There's also the split rate tax if anyone has heard of it.
Property Tax Thoughts
In my ideal world, no , property taxes would not need to be controlled... (yes, I know my ideal will likely never exist, but I can hope/work for good enough). However, again, nothing exists in a vacuum, and right now we live in an inflationary world that purposely hurts those without, or with few, assets. Compounding issues here, is that CA's state government is especially predatory in its ever-incrweasing costs and handing out tax dollars anything "big" that will help get someone elected (even while in purposely gerrymandered districts). Additionally, with property prices reaching stratospheric heights (even after the crash things are still expensive) partially based on land use regualtions that drive up the cost of property, one could argue that the government is just trying to give itself a windfall with by continually forcing ever increasing property tax valuations (a stretch yes).
For me, it's actually pretty hard to advocate lifting property tax caps in isolation in CA. However, again ideally, if improvements actually create true economic value, then property taxes should rise to encourage the highest and best use of the property...
Farming and Land Use
Question:
What is the point in treating farming favourably for land tax and exclusive zoning, when 1) Its return in income and jobs created per hectare is far lower than its use in urbanisation 2) We have sizable surpluses of produce and are mostly "price takers" on world markets
3)Farming is a more environmentally damaging activity than most other potential uses of land.
If there is any activity that we should be pleased to "let go" to third world countries, it is farming, not our industries. We have this exactly back to front. It makes no sense to make industry and its workers pay prices of 20 to 30 times as much for their land, because of zoning, as farmers have to. Land tax has minor impacts compared to this.
The USA would be losing even more industry if it wasn't for the fact that some of it moves from California to Texas rather than from California to Asia.

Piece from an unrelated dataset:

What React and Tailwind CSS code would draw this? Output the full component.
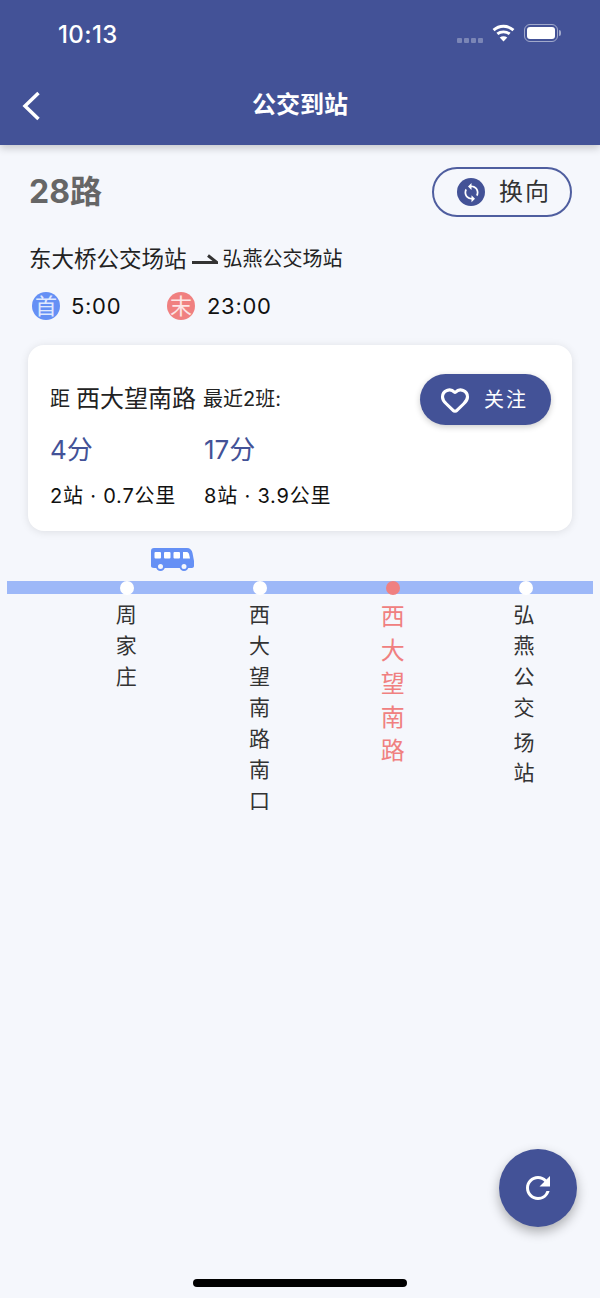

Monetary Policy and solutions
I stayed away from this one as it opens up a whole other debate which we have discussed before. But, I agree with you. The Fed and central banking in general is far too expansionary which leads to inflation of all goods. The Fed really expands the "demand" side of the equation. But, it doesn't really explain why some areas with growing populations experience smaller house price gains than other areas with similar or even slower growth. That's where the supply limitations really come into play. Artifically-created demand with lack of supply and a psychology that a house is an investment was a recipe for disaster.

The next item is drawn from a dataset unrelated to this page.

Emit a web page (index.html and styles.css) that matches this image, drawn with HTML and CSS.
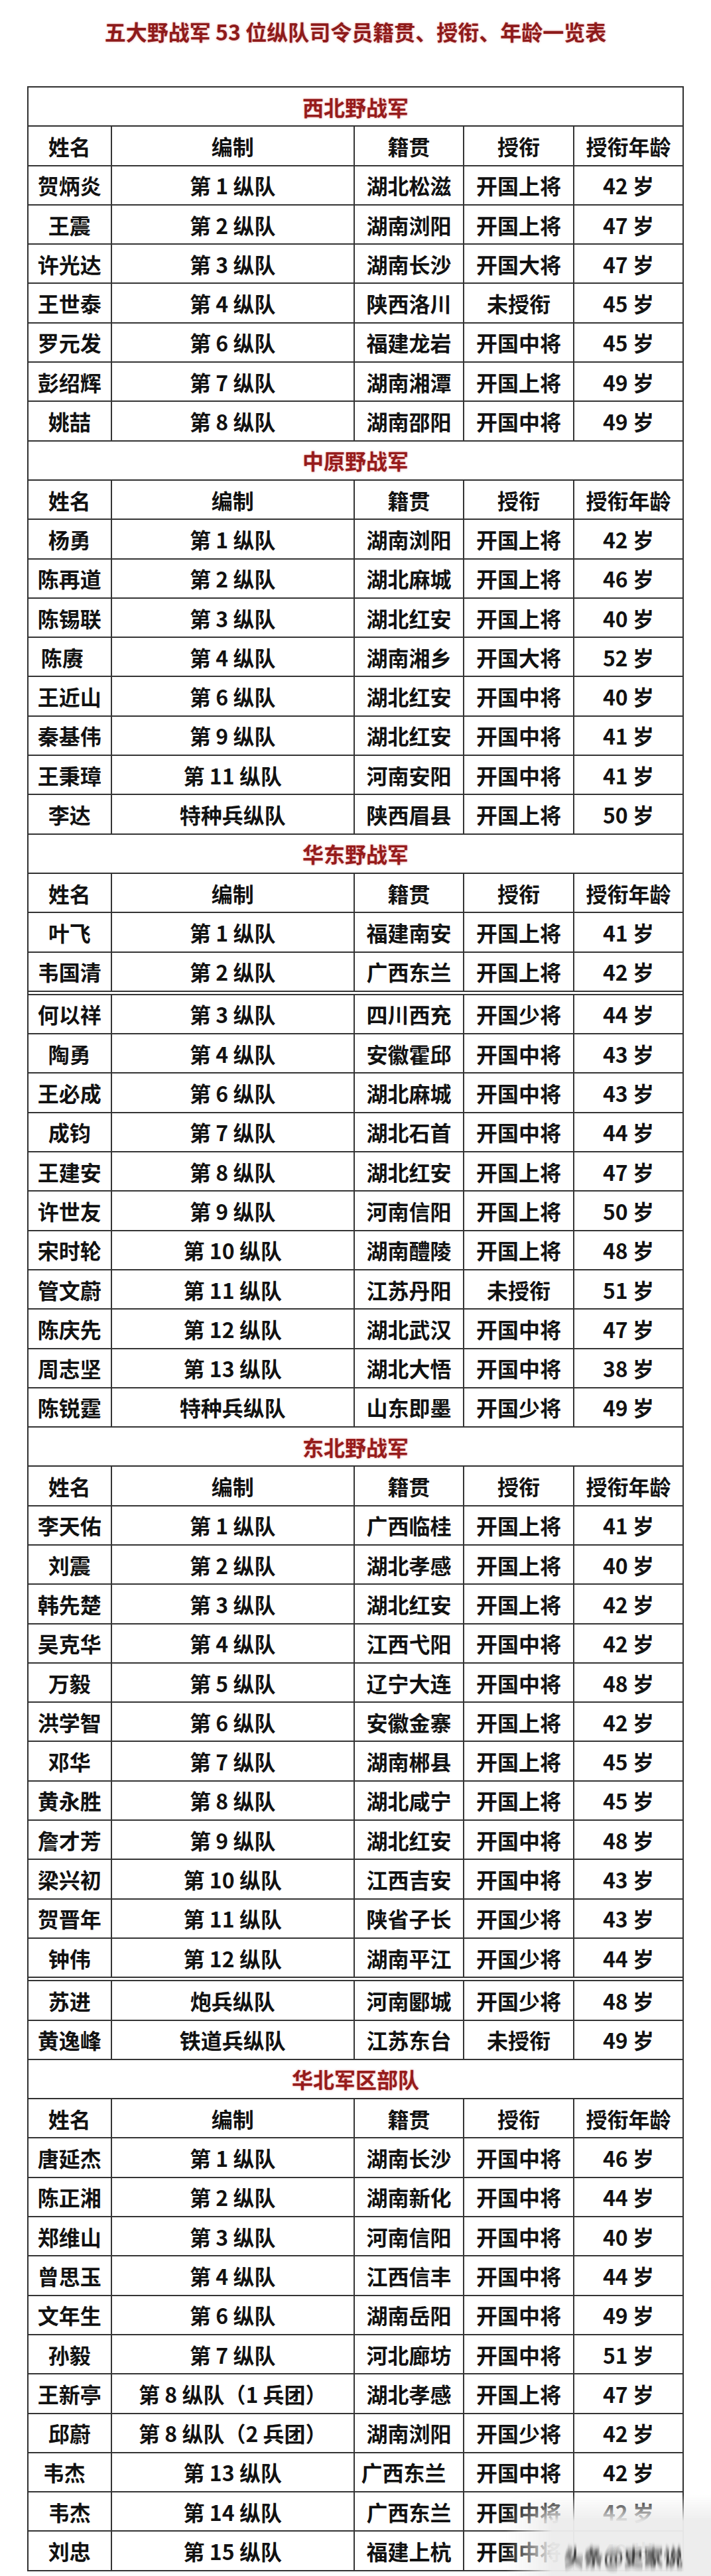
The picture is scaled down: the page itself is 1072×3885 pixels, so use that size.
FILE: index.html
```html
<!DOCTYPE html>
<html lang="zh-CN">
<head>
<meta charset="utf-8">
<title>五大野战军 53 位纵队司令员籍贯、授衔、年龄一览表</title>
<link rel="stylesheet" href="styles.css">
</head>
<body>
<div class="page">
  <h1 class="title">五大野战军 53 位纵队司令员籍贯、授衔、年龄一览表</h1>

  <div class="sheet">
    <div class="sec">西北野战军</div>
    <div class="row"><span>姓名</span><span>编制</span><span>籍贯</span><span>授衔</span><span>授衔年龄</span></div>
    <div class="row"><span>贺炳炎</span><span>第 1 纵队</span><span>湖北松滋</span><span>开国上将</span><span>42 岁</span></div>
    <div class="row"><span>王震</span><span>第 2 纵队</span><span>湖南浏阳</span><span>开国上将</span><span>47 岁</span></div>
    <div class="row"><span>许光达</span><span>第 3 纵队</span><span>湖南长沙</span><span>开国大将</span><span>47 岁</span></div>
    <div class="row"><span>王世泰</span><span>第 4 纵队</span><span>陕西洛川</span><span>未授衔</span><span>45 岁</span></div>
    <div class="row"><span>罗元发</span><span>第 6 纵队</span><span>福建龙岩</span><span>开国中将</span><span>45 岁</span></div>
    <div class="row"><span>彭绍辉</span><span>第 7 纵队</span><span>湖南湘潭</span><span>开国上将</span><span>49 岁</span></div>
    <div class="row"><span>姚喆</span><span>第 8 纵队</span><span>湖南邵阳</span><span>开国中将</span><span>49 岁</span></div>

    <div class="sec">中原野战军</div>
    <div class="row"><span>姓名</span><span>编制</span><span>籍贯</span><span>授衔</span><span>授衔年龄</span></div>
    <div class="row"><span>杨勇</span><span>第 1 纵队</span><span>湖南浏阳</span><span>开国上将</span><span>42 岁</span></div>
    <div class="row"><span>陈再道</span><span>第 2 纵队</span><span>湖北麻城</span><span>开国上将</span><span>46 岁</span></div>
    <div class="row"><span>陈锡联</span><span>第 3 纵队</span><span>湖北红安</span><span>开国上将</span><span>40 岁</span></div>
    <div class="row"><span class="lean">陈赓</span><span>第 4 纵队</span><span>湖南湘乡</span><span>开国大将</span><span>52 岁</span></div>
    <div class="row"><span>王近山</span><span>第 6 纵队</span><span>湖北红安</span><span>开国中将</span><span>40 岁</span></div>
    <div class="row"><span>秦基伟</span><span>第 9 纵队</span><span>湖北红安</span><span>开国中将</span><span>41 岁</span></div>
    <div class="row"><span>王秉璋</span><span>第 11 纵队</span><span>河南安阳</span><span>开国中将</span><span>41 岁</span></div>
    <div class="row"><span>李达</span><span>特种兵纵队</span><span>陕西眉县</span><span>开国上将</span><span>50 岁</span></div>

    <div class="sec">华东野战军</div>
    <div class="row"><span>姓名</span><span>编制</span><span>籍贯</span><span>授衔</span><span>授衔年龄</span></div>
    <div class="row"><span>叶飞</span><span>第 1 纵队</span><span>福建南安</span><span>开国上将</span><span>41 岁</span></div>
    <div class="row"><span>韦国清</span><span>第 2 纵队</span><span>广西东兰</span><span>开国上将</span><span>42 岁</span></div>
    <div class="row seam"><span>何以祥</span><span>第 3 纵队</span><span>四川西充</span><span>开国少将</span><span>44 岁</span></div>
    <div class="row"><span>陶勇</span><span>第 4 纵队</span><span>安徽霍邱</span><span>开国中将</span><span>43 岁</span></div>
    <div class="row"><span>王必成</span><span>第 6 纵队</span><span>湖北麻城</span><span>开国中将</span><span>43 岁</span></div>
    <div class="row"><span>成钧</span><span>第 7 纵队</span><span>湖北石首</span><span>开国中将</span><span>44 岁</span></div>
    <div class="row"><span>王建安</span><span>第 8 纵队</span><span>湖北红安</span><span>开国上将</span><span>47 岁</span></div>
    <div class="row"><span>许世友</span><span>第 9 纵队</span><span>河南信阳</span><span>开国上将</span><span>50 岁</span></div>
    <div class="row"><span>宋时轮</span><span>第 10 纵队</span><span>湖南醴陵</span><span>开国上将</span><span>48 岁</span></div>
    <div class="row"><span>管文蔚</span><span>第 11 纵队</span><span>江苏丹阳</span><span>未授衔</span><span>51 岁</span></div>
    <div class="row"><span>陈庆先</span><span>第 12 纵队</span><span>湖北武汉</span><span>开国中将</span><span>47 岁</span></div>
    <div class="row"><span>周志坚</span><span>第 13 纵队</span><span>湖北大悟</span><span>开国中将</span><span>38 岁</span></div>
    <div class="row"><span>陈锐霆</span><span>特种兵纵队</span><span>山东即墨</span><span>开国少将</span><span>49 岁</span></div>

    <div class="sec">东北野战军</div>
    <div class="row"><span>姓名</span><span>编制</span><span>籍贯</span><span>授衔</span><span>授衔年龄</span></div>
    <div class="row"><span>李天佑</span><span>第 1 纵队</span><span>广西临桂</span><span>开国上将</span><span>41 岁</span></div>
    <div class="row"><span>刘震</span><span>第 2 纵队</span><span>湖北孝感</span><span>开国上将</span><span>40 岁</span></div>
    <div class="row"><span>韩先楚</span><span>第 3 纵队</span><span>湖北红安</span><span>开国上将</span><span>42 岁</span></div>
    <div class="row"><span>吴克华</span><span>第 4 纵队</span><span>江西弋阳</span><span>开国中将</span><span>42 岁</span></div>
    <div class="row"><span>万毅</span><span>第 5 纵队</span><span>辽宁大连</span><span>开国中将</span><span>48 岁</span></div>
    <div class="row"><span>洪学智</span><span>第 6 纵队</span><span>安徽金寨</span><span>开国上将</span><span>42 岁</span></div>
    <div class="row"><span>邓华</span><span>第 7 纵队</span><span>湖南郴县</span><span>开国上将</span><span>45 岁</span></div>
    <div class="row"><span>黄永胜</span><span>第 8 纵队</span><span>湖北咸宁</span><span>开国上将</span><span>45 岁</span></div>
    <div class="row"><span>詹才芳</span><span>第 9 纵队</span><span>湖北红安</span><span>开国中将</span><span>48 岁</span></div>
    <div class="row"><span>梁兴初</span><span>第 10 纵队</span><span>江西吉安</span><span>开国中将</span><span>43 岁</span></div>
    <div class="row"><span>贺晋年</span><span>第 11 纵队</span><span>陕省子长</span><span>开国少将</span><span>43 岁</span></div>
    <div class="row"><span>钟伟</span><span>第 12 纵队</span><span>湖南平江</span><span>开国少将</span><span>44 岁</span></div>
    <div class="row seam"><span>苏进</span><span>炮兵纵队</span><span>河南郾城</span><span>开国少将</span><span>48 岁</span></div>
    <div class="row"><span>黄逸峰</span><span>铁道兵纵队</span><span>江苏东台</span><span>未授衔</span><span>49 岁</span></div>

    <div class="sec">华北军区部队</div>
    <div class="row"><span>姓名</span><span>编制</span><span>籍贯</span><span>授衔</span><span>授衔年龄</span></div>
    <div class="row"><span>唐延杰</span><span>第 1 纵队</span><span>湖南长沙</span><span>开国中将</span><span>46 岁</span></div>
    <div class="row"><span>陈正湘</span><span>第 2 纵队</span><span>湖南新化</span><span>开国中将</span><span>44 岁</span></div>
    <div class="row"><span>郑维山</span><span>第 3 纵队</span><span>河南信阳</span><span>开国中将</span><span>40 岁</span></div>
    <div class="row"><span>曾思玉</span><span>第 4 纵队</span><span>江西信丰</span><span>开国中将</span><span>44 岁</span></div>
    <div class="row"><span>文年生</span><span>第 6 纵队</span><span>湖南岳阳</span><span>开国中将</span><span>49 岁</span></div>
    <div class="row"><span>孙毅</span><span>第 7 纵队</span><span>河北廊坊</span><span>开国中将</span><span>51 岁</span></div>
    <div class="row"><span>王新亭</span><span>第 8 纵队（1 兵团）</span><span>湖北孝感</span><span>开国上将</span><span>47 岁</span></div>
    <div class="row"><span>邱蔚</span><span>第 8 纵队（2 兵团）</span><span>湖南浏阳</span><span>开国少将</span><span>42 岁</span></div>
    <div class="row shifted"><span>韦杰</span><span>第 13 纵队</span><span>广西东兰</span><span>开国中将</span><span>42 岁</span></div>
    <div class="row"><span>韦杰</span><span>第 14 纵队</span><span>广西东兰</span><span>开国中将</span><span>42 岁</span></div>
    <div class="row"><span>刘忠</span><span>第 15 纵队</span><span>福建上杭</span><span>开国中将</span><span>49 岁</span></div>
  </div>

  <div class="watermark" aria-hidden="true">
    <span class="wm-text">头条@史家说</span>
  </div>
</div>
<svg class="defs" width="0" height="0" aria-hidden="true">
  <filter id="vsmear"><feGaussianBlur stdDeviation="0.6 4"/></filter>
</svg>
</body>
</html>
```

FILE: styles.css
```css
html, body {
  margin: 0;
  padding: 0;
  background: #ffffff;
}

body {
  font-family: "Noto Sans CJK SC", "Noto Sans", "Liberation Sans", sans-serif;
  color: #141414;
}

.page {
  position: relative;
  width: 1072px;
  height: 3885px;
  overflow: hidden;
}

.title {
  margin: 0;
  height: 130px;
  box-sizing: border-box;
  padding-top: 28px;
  line-height: 38px;
  font-size: 32px;
  font-weight: 700;
  text-align: center;
  color: #8e1b1b;
  text-shadow: 0 0 3px rgba(214, 70, 70, 0.55);
  letter-spacing: 0;
}

.sheet {
  margin-left: 41px;
  width: 990px;
  box-sizing: border-box;
  border-left: 2px solid #303030;
  border-right: 2px solid #303030;
  border-top: 2px solid #303030;
}

.sec {
  height: 59.3px;
  box-sizing: border-box;
  border-bottom: 2px solid #303030;
  display: flex;
  align-items: center;
  justify-content: center;
  font-size: 32px;
  font-weight: 700;
  color: #961c1c;
  text-shadow: 0 0 3px rgba(214, 70, 70, 0.55);
}

.row {
  display: grid;
  grid-template-columns: 125.5px 366.5px 165px 166px 163px;
  height: 59.3px;
  box-sizing: border-box;
  border-bottom: 2px solid #343434;
}

.row > span {
  display: flex;
  align-items: center;
  justify-content: center;
  border-right: 2px solid #343434;
  font-size: 32px;
  font-weight: 700;
  line-height: 1;
  white-space: nowrap;
  color: #121212;
}

.row > span:last-child {
  border-right: none;
}

.row.seam {
  margin-top: 3px;
  height: 61.3px;
  border-top: 2px solid #343434;
}

.lean {
  padding-right: 22px;
}

.shifted > span:nth-child(1),
.shifted > span:nth-child(3) {
  padding-right: 16px;
}

.watermark {
  position: absolute;
  left: 762px;
  top: 3762px;
  width: 310px;
  height: 123px;
  background: rgba(236, 236, 236, 0.96);
  -webkit-mask-image: linear-gradient(to right, transparent 0, #000 70px),
                      linear-gradient(to bottom, transparent 0, #000 40px);
  -webkit-mask-composite: source-in;
  mask-image: linear-gradient(to right, transparent 0, #000 70px),
              linear-gradient(to bottom, transparent 0, #000 40px);
  mask-composite: intersect;
}

.wm-text {
  position: absolute;
  left: 88px;
  top: 76px;
  font-size: 30px;
  font-weight: 700;
  line-height: 34px;
  color: #1a1a1a;
  white-space: nowrap;
  filter: url(#vsmear);
  opacity: 0.85;
}

.defs {
  position: absolute;
  width: 0;
  height: 0;
}
```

As for what to do about it: why not let prices fall to their market levels instead of trying to subsidze loan mods or give people money to buy homes via the tax credit. Also, get rid of the GSEs. Perhaps we could also minimize impact fees when its clear that buyers of new homes are subsidizing infrastructure for existing homeowners. And, should a small subset of the population really be subsidizing home ownership for some people via "affordable housing" laws? If we are trying to help people, why not expand the EITC?
May I take a stab at that question?
I don't think housing costs in the US right now, as a whole, are high relative to income. I think there are select places in the US that are "unaffordable" relative to income and there are numerous reasons for that. I do think in many places it is land use regulation that contributes to unaffordability (defined as house prices totally out of whack with regional incomes). Natural barriers and supply limitations are also a function. Perhaps the better question is that why don't wages rise in lockstep with prices in some of these areas. My personal belief is that it is a) poor pricing policies which subsidize "excess commuting" and b) personal preference (people would be priced out of the housing market based on their income generating ability but choose to stay and live smaller).
Thanks, Wodehouse
Planetizen ran an article about Vancouver's tent city. You can search on it.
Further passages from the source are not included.